Task description >> Check each line of the listing below for the string "Tailwind", and copy the ones that have it.

Entries provided >>
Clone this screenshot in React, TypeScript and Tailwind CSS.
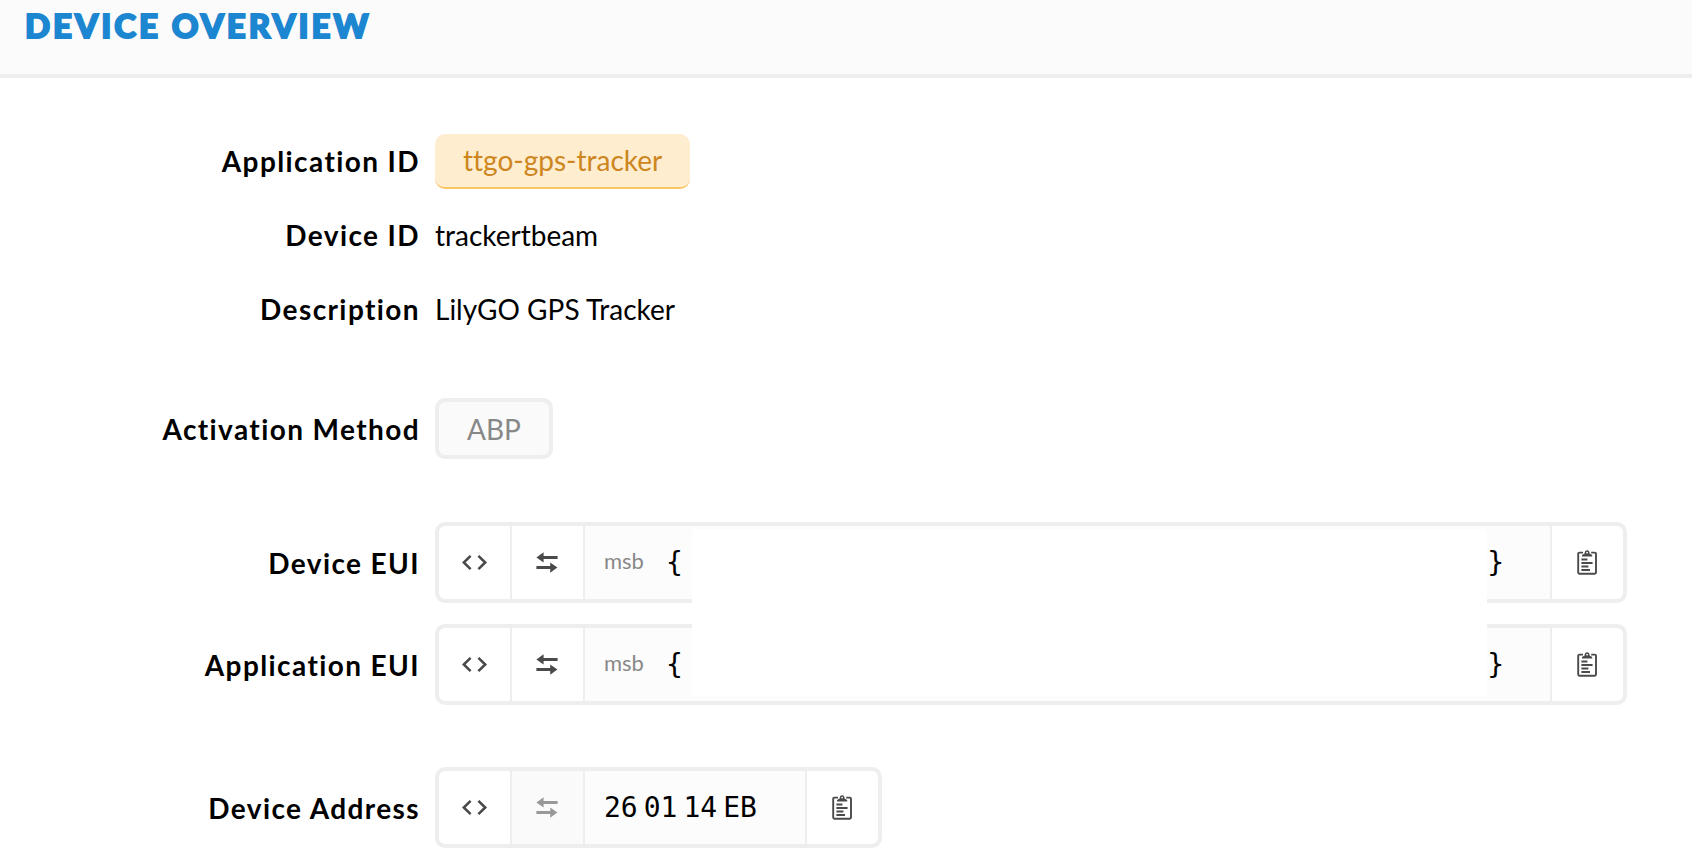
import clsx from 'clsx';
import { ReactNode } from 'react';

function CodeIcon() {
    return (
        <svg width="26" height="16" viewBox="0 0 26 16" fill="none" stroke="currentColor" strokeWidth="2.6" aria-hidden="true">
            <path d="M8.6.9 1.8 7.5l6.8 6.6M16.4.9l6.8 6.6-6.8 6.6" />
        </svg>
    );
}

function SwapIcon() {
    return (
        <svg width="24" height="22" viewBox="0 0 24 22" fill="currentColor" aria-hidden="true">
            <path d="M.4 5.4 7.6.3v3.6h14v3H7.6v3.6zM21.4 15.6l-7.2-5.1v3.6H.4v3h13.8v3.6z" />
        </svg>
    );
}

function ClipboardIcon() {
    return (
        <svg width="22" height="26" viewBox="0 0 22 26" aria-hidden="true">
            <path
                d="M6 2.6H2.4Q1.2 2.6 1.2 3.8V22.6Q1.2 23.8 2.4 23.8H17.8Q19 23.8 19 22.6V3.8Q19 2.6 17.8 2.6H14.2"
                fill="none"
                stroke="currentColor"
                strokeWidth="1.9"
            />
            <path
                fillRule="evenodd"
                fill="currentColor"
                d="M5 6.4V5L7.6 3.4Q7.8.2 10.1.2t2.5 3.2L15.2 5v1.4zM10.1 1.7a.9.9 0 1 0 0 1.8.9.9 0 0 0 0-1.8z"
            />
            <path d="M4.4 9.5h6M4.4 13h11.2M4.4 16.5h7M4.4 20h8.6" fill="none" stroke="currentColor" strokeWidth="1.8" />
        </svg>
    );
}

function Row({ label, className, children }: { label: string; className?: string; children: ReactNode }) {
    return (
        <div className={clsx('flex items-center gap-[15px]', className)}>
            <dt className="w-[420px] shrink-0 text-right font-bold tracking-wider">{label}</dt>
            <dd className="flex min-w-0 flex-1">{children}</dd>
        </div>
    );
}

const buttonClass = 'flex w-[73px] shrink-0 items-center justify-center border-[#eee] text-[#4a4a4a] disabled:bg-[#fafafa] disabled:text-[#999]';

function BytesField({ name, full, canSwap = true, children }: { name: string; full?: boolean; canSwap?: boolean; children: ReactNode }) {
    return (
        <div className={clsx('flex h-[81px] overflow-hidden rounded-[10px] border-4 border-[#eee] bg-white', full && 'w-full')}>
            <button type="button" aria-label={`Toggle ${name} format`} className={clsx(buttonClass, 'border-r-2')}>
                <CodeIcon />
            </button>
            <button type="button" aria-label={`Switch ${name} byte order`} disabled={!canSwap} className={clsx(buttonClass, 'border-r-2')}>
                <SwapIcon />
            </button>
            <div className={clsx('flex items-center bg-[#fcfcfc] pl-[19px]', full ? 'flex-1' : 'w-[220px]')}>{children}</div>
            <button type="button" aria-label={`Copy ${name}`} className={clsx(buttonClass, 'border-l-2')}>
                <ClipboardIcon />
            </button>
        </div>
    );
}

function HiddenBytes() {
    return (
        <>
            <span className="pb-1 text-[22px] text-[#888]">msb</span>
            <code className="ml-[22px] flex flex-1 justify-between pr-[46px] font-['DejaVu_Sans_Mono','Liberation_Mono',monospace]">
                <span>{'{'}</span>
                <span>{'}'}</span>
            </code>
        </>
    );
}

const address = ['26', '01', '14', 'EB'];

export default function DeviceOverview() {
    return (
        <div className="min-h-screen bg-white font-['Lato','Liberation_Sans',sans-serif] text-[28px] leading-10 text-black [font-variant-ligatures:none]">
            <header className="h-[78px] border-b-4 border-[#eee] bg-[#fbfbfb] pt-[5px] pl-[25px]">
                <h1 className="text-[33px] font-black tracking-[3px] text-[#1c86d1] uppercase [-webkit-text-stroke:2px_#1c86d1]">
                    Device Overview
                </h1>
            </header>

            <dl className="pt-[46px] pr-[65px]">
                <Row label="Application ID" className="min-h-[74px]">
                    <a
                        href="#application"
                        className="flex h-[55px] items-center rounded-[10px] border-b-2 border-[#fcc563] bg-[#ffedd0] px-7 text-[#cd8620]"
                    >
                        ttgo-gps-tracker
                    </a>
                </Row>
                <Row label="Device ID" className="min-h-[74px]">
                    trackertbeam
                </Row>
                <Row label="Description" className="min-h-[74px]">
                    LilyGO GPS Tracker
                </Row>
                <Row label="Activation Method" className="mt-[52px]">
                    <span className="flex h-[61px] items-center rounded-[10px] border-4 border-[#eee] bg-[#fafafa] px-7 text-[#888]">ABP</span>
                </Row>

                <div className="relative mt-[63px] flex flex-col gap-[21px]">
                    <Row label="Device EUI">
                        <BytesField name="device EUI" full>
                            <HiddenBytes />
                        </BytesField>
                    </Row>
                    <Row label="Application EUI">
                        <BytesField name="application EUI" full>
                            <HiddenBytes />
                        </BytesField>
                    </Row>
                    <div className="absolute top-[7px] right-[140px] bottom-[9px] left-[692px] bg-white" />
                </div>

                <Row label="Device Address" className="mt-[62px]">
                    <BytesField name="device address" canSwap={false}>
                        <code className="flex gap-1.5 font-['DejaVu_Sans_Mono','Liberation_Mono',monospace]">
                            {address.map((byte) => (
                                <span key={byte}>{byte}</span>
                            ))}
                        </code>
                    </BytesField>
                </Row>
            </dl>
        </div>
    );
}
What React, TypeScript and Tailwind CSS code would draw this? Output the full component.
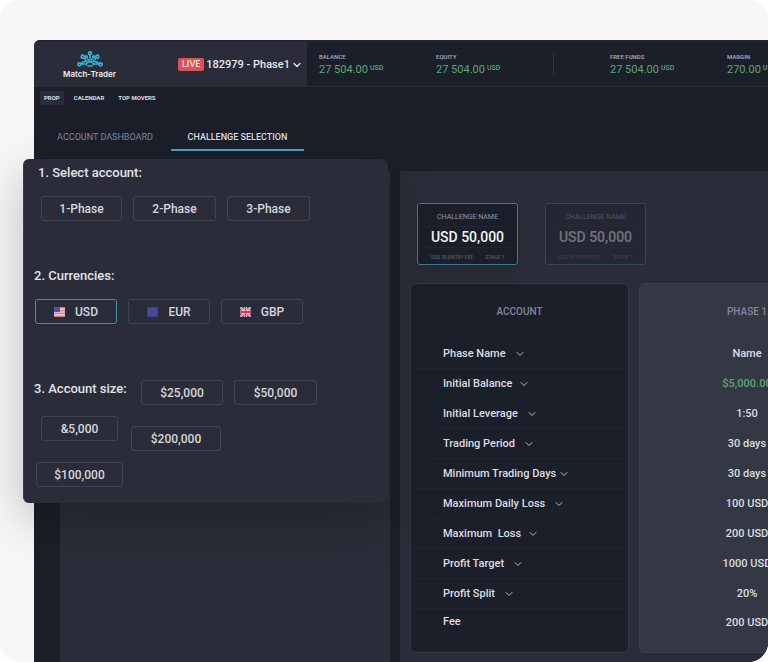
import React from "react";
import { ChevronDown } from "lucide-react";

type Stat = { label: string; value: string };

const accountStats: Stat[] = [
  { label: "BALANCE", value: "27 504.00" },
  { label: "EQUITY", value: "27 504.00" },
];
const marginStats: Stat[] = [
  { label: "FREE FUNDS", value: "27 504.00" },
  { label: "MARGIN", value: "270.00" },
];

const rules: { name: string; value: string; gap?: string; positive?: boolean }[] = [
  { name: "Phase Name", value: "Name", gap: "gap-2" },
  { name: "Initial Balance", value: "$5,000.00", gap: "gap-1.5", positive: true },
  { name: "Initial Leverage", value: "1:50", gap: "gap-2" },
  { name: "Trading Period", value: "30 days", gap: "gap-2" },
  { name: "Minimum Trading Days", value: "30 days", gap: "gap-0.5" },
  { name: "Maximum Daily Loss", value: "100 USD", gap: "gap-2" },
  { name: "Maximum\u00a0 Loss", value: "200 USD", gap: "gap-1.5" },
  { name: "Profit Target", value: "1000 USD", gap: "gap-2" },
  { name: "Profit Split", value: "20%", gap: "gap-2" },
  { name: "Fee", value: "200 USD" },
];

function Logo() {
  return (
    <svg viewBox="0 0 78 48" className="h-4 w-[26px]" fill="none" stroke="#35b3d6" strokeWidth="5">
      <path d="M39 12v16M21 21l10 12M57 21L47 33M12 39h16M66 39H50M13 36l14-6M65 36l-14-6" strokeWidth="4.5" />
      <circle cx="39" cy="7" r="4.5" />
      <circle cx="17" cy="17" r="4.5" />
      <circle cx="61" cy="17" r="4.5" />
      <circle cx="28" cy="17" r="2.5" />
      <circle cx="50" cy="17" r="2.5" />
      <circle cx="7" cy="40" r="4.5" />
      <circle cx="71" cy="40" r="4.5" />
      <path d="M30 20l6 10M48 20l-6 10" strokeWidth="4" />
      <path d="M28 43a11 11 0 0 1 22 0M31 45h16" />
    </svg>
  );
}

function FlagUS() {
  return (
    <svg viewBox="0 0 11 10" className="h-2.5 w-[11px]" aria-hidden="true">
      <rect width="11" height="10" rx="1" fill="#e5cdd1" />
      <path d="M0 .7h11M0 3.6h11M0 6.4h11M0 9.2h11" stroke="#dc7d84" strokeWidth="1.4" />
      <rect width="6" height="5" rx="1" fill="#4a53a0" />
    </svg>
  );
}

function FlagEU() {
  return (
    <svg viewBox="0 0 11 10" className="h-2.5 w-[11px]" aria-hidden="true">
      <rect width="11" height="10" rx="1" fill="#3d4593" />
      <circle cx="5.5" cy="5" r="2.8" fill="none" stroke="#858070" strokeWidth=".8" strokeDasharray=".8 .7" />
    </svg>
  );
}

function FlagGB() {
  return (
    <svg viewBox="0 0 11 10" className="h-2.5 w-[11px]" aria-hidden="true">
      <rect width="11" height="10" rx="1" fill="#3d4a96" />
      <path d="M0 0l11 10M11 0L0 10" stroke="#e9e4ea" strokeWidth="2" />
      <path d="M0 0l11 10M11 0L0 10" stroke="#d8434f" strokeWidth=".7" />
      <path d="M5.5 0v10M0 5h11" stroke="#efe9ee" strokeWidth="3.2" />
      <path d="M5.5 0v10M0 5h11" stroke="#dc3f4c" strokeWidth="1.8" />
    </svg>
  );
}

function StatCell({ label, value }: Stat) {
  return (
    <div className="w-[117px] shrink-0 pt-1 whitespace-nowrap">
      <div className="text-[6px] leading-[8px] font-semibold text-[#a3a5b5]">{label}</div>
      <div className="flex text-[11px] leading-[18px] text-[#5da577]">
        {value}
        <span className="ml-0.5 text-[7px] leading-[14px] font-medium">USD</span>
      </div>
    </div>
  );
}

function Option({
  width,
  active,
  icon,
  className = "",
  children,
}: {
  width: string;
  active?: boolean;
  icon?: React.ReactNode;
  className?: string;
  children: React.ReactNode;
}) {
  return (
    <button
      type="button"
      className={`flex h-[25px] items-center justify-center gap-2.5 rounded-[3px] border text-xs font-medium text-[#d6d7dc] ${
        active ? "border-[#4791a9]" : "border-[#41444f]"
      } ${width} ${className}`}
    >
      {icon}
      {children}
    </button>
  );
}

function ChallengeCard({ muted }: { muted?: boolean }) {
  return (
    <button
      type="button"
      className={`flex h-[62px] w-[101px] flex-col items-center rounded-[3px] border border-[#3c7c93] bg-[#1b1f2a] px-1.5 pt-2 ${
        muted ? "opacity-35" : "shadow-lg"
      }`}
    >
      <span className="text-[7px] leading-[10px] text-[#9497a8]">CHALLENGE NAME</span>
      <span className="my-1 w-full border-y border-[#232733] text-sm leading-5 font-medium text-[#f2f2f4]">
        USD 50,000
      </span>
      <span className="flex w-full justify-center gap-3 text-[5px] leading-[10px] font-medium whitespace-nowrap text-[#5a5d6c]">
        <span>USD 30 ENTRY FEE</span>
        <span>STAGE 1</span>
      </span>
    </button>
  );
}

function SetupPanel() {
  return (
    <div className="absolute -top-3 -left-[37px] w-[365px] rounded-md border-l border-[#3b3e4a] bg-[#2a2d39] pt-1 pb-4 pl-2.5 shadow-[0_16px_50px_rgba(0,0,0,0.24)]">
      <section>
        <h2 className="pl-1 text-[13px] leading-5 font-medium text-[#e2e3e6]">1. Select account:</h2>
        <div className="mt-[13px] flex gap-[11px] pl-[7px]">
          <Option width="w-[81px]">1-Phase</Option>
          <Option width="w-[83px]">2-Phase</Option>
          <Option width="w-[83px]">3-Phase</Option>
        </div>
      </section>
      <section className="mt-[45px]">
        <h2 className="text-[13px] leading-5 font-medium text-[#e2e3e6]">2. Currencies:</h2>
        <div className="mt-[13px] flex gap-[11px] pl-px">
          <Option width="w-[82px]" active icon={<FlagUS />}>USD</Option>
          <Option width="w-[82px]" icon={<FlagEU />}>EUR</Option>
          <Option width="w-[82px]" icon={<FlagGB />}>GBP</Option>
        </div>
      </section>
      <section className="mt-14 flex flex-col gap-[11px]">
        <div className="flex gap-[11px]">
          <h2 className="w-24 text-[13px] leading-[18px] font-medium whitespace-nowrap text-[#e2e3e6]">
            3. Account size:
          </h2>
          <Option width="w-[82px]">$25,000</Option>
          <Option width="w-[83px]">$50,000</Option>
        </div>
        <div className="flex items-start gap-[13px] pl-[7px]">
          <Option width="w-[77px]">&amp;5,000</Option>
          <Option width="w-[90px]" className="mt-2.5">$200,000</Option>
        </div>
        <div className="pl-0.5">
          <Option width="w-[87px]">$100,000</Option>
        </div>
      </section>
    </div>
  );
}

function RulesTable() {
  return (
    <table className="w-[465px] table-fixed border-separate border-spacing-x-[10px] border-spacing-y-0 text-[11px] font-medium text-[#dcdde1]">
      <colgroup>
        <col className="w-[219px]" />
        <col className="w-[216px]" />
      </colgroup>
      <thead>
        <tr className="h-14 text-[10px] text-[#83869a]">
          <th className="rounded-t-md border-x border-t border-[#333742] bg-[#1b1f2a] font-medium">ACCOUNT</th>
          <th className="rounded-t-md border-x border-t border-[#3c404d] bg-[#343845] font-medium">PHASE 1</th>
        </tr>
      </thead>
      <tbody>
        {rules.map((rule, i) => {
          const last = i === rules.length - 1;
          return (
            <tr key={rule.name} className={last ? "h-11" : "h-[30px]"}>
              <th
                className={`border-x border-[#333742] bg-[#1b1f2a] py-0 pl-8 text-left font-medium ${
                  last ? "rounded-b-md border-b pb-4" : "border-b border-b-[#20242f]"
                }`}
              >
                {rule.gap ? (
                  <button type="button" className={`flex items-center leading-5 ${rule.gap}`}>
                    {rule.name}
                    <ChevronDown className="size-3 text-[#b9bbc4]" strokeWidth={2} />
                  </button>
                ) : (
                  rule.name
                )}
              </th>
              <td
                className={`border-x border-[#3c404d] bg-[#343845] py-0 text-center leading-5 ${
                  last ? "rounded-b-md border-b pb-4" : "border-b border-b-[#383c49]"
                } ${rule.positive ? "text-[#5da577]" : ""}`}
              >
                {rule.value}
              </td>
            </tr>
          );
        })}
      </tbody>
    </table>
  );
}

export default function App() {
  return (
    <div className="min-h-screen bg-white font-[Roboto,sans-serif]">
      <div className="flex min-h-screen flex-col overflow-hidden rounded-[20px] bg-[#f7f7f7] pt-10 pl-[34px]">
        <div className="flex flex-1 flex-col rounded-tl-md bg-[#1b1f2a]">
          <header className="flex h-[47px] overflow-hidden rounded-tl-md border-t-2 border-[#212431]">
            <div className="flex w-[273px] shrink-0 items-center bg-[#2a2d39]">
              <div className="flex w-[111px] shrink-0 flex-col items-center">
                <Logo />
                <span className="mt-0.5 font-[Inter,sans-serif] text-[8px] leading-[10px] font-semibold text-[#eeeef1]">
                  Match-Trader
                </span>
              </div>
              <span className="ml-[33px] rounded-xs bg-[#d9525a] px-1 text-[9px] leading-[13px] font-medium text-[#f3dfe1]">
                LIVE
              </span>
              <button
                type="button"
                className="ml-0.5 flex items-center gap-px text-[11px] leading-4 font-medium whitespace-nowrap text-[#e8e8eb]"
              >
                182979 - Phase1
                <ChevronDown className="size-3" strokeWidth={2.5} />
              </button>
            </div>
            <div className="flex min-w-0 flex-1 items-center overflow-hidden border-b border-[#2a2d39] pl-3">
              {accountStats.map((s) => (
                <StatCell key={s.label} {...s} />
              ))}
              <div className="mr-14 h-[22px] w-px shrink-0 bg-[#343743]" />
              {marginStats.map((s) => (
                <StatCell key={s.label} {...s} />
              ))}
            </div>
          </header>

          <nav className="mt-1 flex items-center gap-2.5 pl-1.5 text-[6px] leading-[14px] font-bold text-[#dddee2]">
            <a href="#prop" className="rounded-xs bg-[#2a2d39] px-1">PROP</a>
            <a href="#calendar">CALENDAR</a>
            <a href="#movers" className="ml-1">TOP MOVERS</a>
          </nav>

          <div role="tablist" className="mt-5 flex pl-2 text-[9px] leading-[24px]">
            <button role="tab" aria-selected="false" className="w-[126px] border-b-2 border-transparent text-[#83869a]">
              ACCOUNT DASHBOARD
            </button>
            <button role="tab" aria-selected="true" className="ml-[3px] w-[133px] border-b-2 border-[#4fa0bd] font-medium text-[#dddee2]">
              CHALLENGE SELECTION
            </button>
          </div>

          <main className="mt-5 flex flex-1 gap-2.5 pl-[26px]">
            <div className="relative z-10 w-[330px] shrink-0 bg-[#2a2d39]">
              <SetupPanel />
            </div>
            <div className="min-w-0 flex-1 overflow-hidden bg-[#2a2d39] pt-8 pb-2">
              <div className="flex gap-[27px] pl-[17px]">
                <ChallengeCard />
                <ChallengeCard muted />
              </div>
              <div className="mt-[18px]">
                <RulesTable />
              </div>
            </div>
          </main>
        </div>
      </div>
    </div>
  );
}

Result for this exercise >>
Clone this screenshot in React, TypeScript and Tailwind CSS.
What React, TypeScript and Tailwind CSS code would draw this? Output the full component.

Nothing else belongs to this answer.